Boeing has a record of corruption, overbilling, illegally obtaining classified Pentagon documents and paying millions of dollars in out-of-court settlements.
Lockheed Martin’s rap sheet includes illegal payments to lobbyists and corrupt influence peddling with US taxpayers’ funds; Northrop Grumman is the subject of alleged scandals, fines and out of court settlements; Raytheon is accused of trafficking in classified Pentagon documents, overcharging, and being involved in million dollar fines and bribery charges settled out of court.
Australian Tax Office data from 2015 to 2017 reveals that several weapons subsidiary companies have been notorious for avoiding paying Australian tax. Halliburton Consolidated also appears on the list. While not itself a weapons manufacturer, mainly providing oil and gas services, it has been a war profiteer in Iraq, and was accused of overpricing on government contracts.
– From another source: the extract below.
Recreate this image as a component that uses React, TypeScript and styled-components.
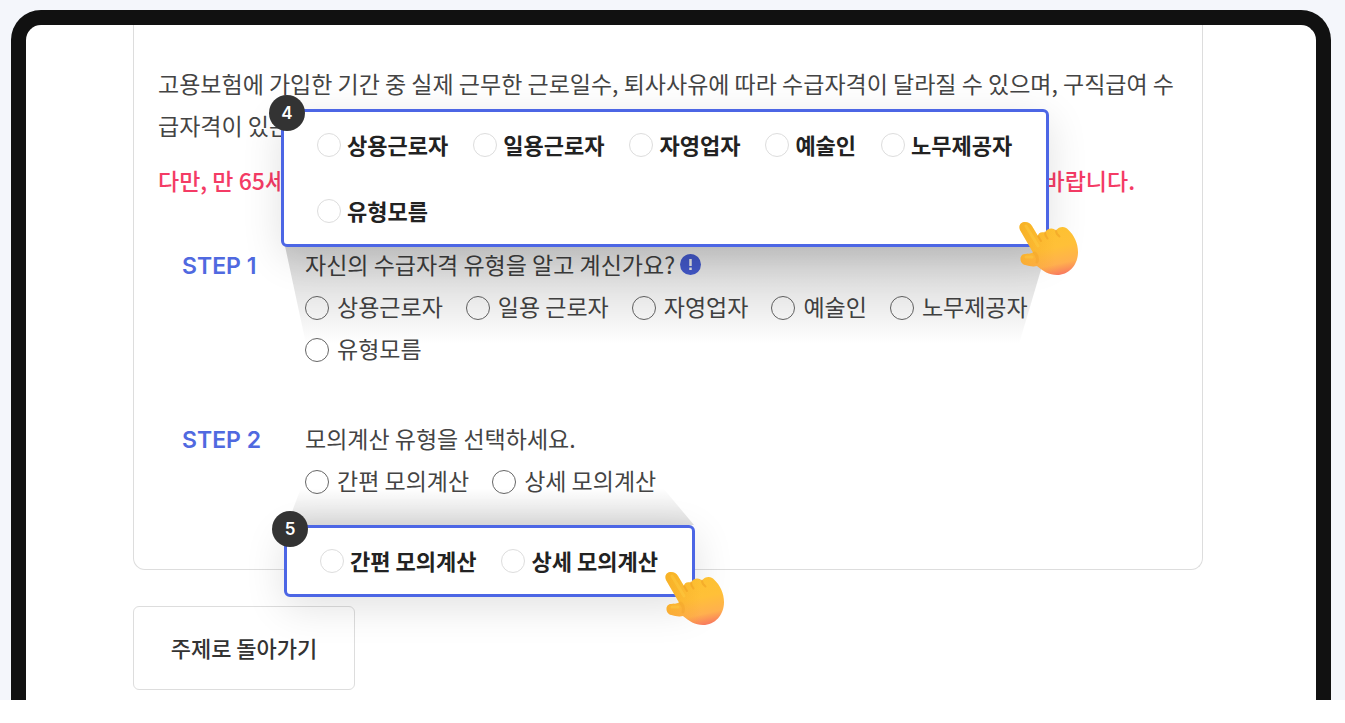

Feinstein, Holden and Pace assert that corruption in the global arms trade contributes roughly 40 percent to corruption in all global transactions. Nor, despite what they say, do Australian-based weapons companies generally consider they have a moral obligation to consider their customers’ use of the weapons systems they supply. When questioned at the company’s 2016 annual general meeting by activists concerned about the uses to which BAE’s weaponry is put, Roger Carr, the company’s chairman said: ‘We are not here to judge the way that other governments work; we are here to do a job under the rules and regulations we are given’.
Such lack of principle must surely be alive and well in all Australian weapons subsidiary companies. The overriding philosophy is that profits outweigh principle, and Australian jobs must not be allowed to be compromised by vague concerns about where Australian arms exports go, or the aims of the governments deploying them. When questioned recently by a peace campaigner, Christopher Pyne, Minister for Defence Industry, gave the expected comforting assurances that Australian weaponry would be sold mainly to Australia’s allies, including the UK, USA, Canada and New Zealand, themselves (of course), responsible and principled international citizens like us. But he and others in Turnbull’s ministry have talked enthusiastically about selling our equipment to promising and growing markets in the Middle East and elsewhere around a troubled globe. With the best of intentions, no minister, and no official administering Australia’s defence export regulations, can guarantee that our equipment won’t fall into the hands of the armies of countries or groups bent on inter- or intra- state aggression. And no minister (or shadow minister) can be expected to resist the siren call of defence contractors creating jobs for Australian workers.
So far, the technical scope of Australian defence manufactures has not included massive death machines, but equipment that makes military operations more efficient, such as armoured personnel carriers, radar equipment, littoral naval vessels, patrol boats, and communications systems. The Australian Military Sales Equipment Catalogue of February 2017 reflects these products, as well as night vision equipment , and a limited range of small and medium calibre ammunition. Regulations governing sales are meant to ensure our sales don’t offend humanitarian priorities.
If the range of materiel available grows to meet Turnbull’s predictions about turning Australia into one of the ten largest weapons exporters in the world, the range of our death-dealing exports will expand. Led by the large foreign companies flogging it and their lack of scruples about acceptable end-users, Australia could become one of the main suppliers of weapons dealing death and destruction in an endless range of civil wars in Africa, the Middle East and South East Asia.
The government’s enthusiastic endorsement of defence industry economic blandishments reveals its shallowness and lack of vision. How much more effective would be a government-driven push to develop Australia’s capacity in green energy technology – wind turbines, photo voltaics, battery storage, hydro power. How such endeavours would improve international regard for Australia’s often claimed but never fulfilled responsible global citizenship.
Richard Broinowski is a former Australian diplomat and writer.